Industrial Electronics

Wirelessly Powered, Printed Electronic Label for Consumer Items

18 November 2018
Smart consumer packaging that lights up on a shelf such as the backside of a Straub beer label is an example of what ultra-thin, wirelessly powered printed electronics can be used for. Source: Powercast

The increased use and sophistication of printed electronics has led to numerous innovations in the market.

These innovations have led PPG and Powercast Corp. to work on next-generation smart labels that not only provide identification, but also wireless illumination to showcase products on a shelf.

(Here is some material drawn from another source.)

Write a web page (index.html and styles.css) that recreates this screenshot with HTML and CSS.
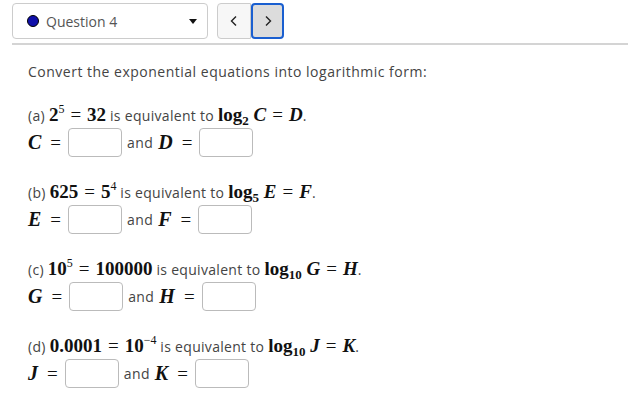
FILE: index.html
```html
<!DOCTYPE html>
<html lang="en">
<head>
  <meta charset="UTF-8" />
  <title>Question 4</title>
  <link rel="stylesheet" href="styles.css">
</head>
<body>

  <!-- Question picker -->
  <div class="toolbar">
    <div class="picker">
      <span class="dot"></span>
      <span class="picker-label">Question 4</span>
      <span class="caret"></span>
    </div>
    <div class="nav">
      <button class="nav-btn" aria-label="Previous">
        <svg width="10" height="12" viewBox="0 0 10 12"><path d="M7 1.5 L2.5 6 L7 10.5" fill="none" stroke="#222" stroke-width="1.4"/></svg>
      </button>
      <button class="nav-btn current" aria-label="Next">
        <svg width="10" height="12" viewBox="0 0 10 12"><path d="M3 1.5 L7.5 6 L3 10.5" fill="none" stroke="#222" stroke-width="1.4"/></svg>
      </button>
    </div>
  </div>

  <div class="content">
    <p class="intro">Convert the exponential equations into logarithmic form:</p>

    <!-- (a) -->
    <div class="problem">
      <div class="question">(a) <span class="m"><b>2<sup>5</sup></b><span class="eq">=</span><b>32</b></span> is equivalent to <span class="m"><b>log</b><sub>2</sub> <i>C</i><span class="eq">=</span><i>D</i></span>.</div>
      <div class="answers">
        <span class="m"><i>C</i><span class="eq">=</span></span>
        <input type="text" />
        <span class="and">and</span>
        <span class="m"><i>D</i><span class="eq">=</span></span>
        <input type="text" />
      </div>
    </div>

    <!-- (b) -->
    <div class="problem">
      <div class="question">(b) <span class="m"><b>625</b><span class="eq">=</span><b>5<sup>4</sup></b></span> is equivalent to <span class="m"><b>log</b><sub>5</sub> <i>E</i><span class="eq">=</span><i>F</i></span>.</div>
      <div class="answers">
        <span class="m"><i>E</i><span class="eq">=</span></span>
        <input type="text" />
        <span class="and">and</span>
        <span class="m"><i>F</i><span class="eq">=</span></span>
        <input type="text" />
      </div>
    </div>

    <!-- (c) -->
    <div class="problem">
      <div class="question">(c) <span class="m"><b>10<sup>5</sup></b><span class="eq">=</span><b>100000</b></span> is equivalent to <span class="m"><b>log</b><sub>10</sub> <i>G</i><span class="eq">=</span><i>H</i></span>.</div>
      <div class="answers">
        <span class="m"><i>G</i><span class="eq">=</span></span>
        <input type="text" />
        <span class="and">and</span>
        <span class="m"><i>H</i><span class="eq">=</span></span>
        <input type="text" />
      </div>
    </div>

    <!-- (d) -->
    <div class="problem">
      <div class="question">(d) <span class="m"><b>0.0001</b><span class="eq">=</span><b>10<sup>&minus;4</sup></b></span> is equivalent to <span class="m"><b>log</b><sub>10</sub> <i>J</i><span class="eq">=</span><i>K</i></span>.</div>
      <div class="answers">
        <span class="m"><i>J</i><span class="eq">=</span></span>
        <input type="text" />
        <span class="and">and</span>
        <span class="m"><i>K</i><span class="eq">=</span></span>
        <input type="text" />
      </div>
    </div>
  </div>

</body>
</html>
```

FILE: styles.css
```css
body {
  margin: 0;
  font-family: "Open Sans", Arial, sans-serif;
  font-size: 14px;
  color: #444;
  background: #fff;
}
.toolbar {
  display: flex;
  gap: 9px;
  margin-left: 12px;
  padding: 3px 0 4px;
  border-bottom: 2px solid #d4d4d4;
}
.picker {
  width: 170px;
  height: 34px;
  border: 1px solid #ccc;
  border-radius: 4px;
  display: flex;
  align-items: center;
  padding: 0 10px 0 14px;
}
.dot {
  width: 10px;
  height: 10px;
  border-radius: 50%;
  background: #1010aa;
  border: 1px solid #000;
  margin-right: 7px;
}
.picker-label {
  flex: 1;
  color: #555;
}
.caret {
  width: 0;
  height: 0;
  border-left: 4px solid transparent;
  border-right: 4px solid transparent;
  border-top: 5px solid #111;
}
.nav {
  display: flex;
}
.nav-btn {
  width: 34px;
  height: 36px;
  border: 1px solid #ccc;
  border-radius: 4px 0 0 4px;
  background: #f7f7f7;
  display: flex;
  align-items: center;
  justify-content: center;
  padding: 0;
}
.nav-btn.current {
  width: 33px;
  border: 2px solid #1a5fd0;
  border-radius: 4px;
  background: #dcdcdc;
}
.content {
  padding: 17px 0 0 28px;
}
.intro {
  margin: 0 0 21px;
  line-height: 20px;
  letter-spacing: 0.5px;
}
.problem {
  margin-bottom: 23px;
}
.question {
  height: 24px;
  line-height: 24px;
  white-space: nowrap;
  letter-spacing: 0.3px;
}
.answers {
  display: flex;
  align-items: center;
  height: 29px;
  margin-top: 1px;
}
.m {
  font-family: "Liberation Serif", "Times New Roman", serif;
  font-size: 19px;
  color: #111;
  letter-spacing: 0;
}
.m b {
  font-weight: bold;
}
.m i {
  font-style: italic;
  font-weight: bold;
}
.m sup {
  font-size: 12px;
  vertical-align: 8px;
  line-height: 0;
  font-weight: normal;
}
.m sub {
  font-size: 13px;
  vertical-align: -4px;
  line-height: 0;
  font-weight: bold;
}
.eq {
  margin: 0 6px;
  font-weight: normal;
}
.answers .m i {
  font-size: 20px;
}
.answers .eq {
  margin: 0 7px 0 9px;
}
input {
  width: 54px;
  height: 29px;
  box-sizing: border-box;
  border: 1px solid #bbb;
  border-radius: 4px;
  padding: 0 4px;
  margin: 0;
}
.and {
  margin: 0 5px;
  letter-spacing: 0.4px;
}
```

The agreement between PPG and Powercast is based on ultra-thin and wirelessly powered printed electronics using PPG’s Teslin substrate and conductive inks combined with Powercast’s Powerharvester receiver technology for over-the-air wireless power.

The companies will first create an LED-based wireless illumination solution for smart consumer packaging and identification cards. The printed electronics are sealed into packaging and cards via lamination and provide illumination without wires, batteries, charging ports or direct contact with a power source.

The illuminated smart labels are created by printing graphics or information on one side of the Teslin substrate using conventional or digital print technologies. The electronic circuitry is printed directly onto the opposite side of the substrate using PPG’s conductive ink. The wireless power receiver chip and other components are then attached using a conductive epoxy and the label is laminated to seal the electronic circuitry.

The consumer smart labels segment is showing substantial growth because these printed electronics carry product information, such as ingredients and manufacture date. They also add another layer of security through smart identification and traceability.

The PPG-Powercast smart label is flexible, water resistant and protects the circuitry from the handling and abuse common in credential and packaging applications.

The printed electronics could be used for applications outside of the retail or consumer space to include radio frequency identification (RFID) and mobile antennas, membrane switch and capacitive touch panels, flexible OPV solar panels, printed sensors and medical biosensors.

Different industries are beginning to use smart labels, such as manufacturing, food and beverage, healthcare, automotive, retail, security and many more. Market research firm Research and Markets forecasts the smart labels market to grow to an $11.7 billion business by 2023, up from $5.9 billion in 2017. During this forecast period, the smart labels market will have a compound annual growth rate (CAGR) of 12.1%.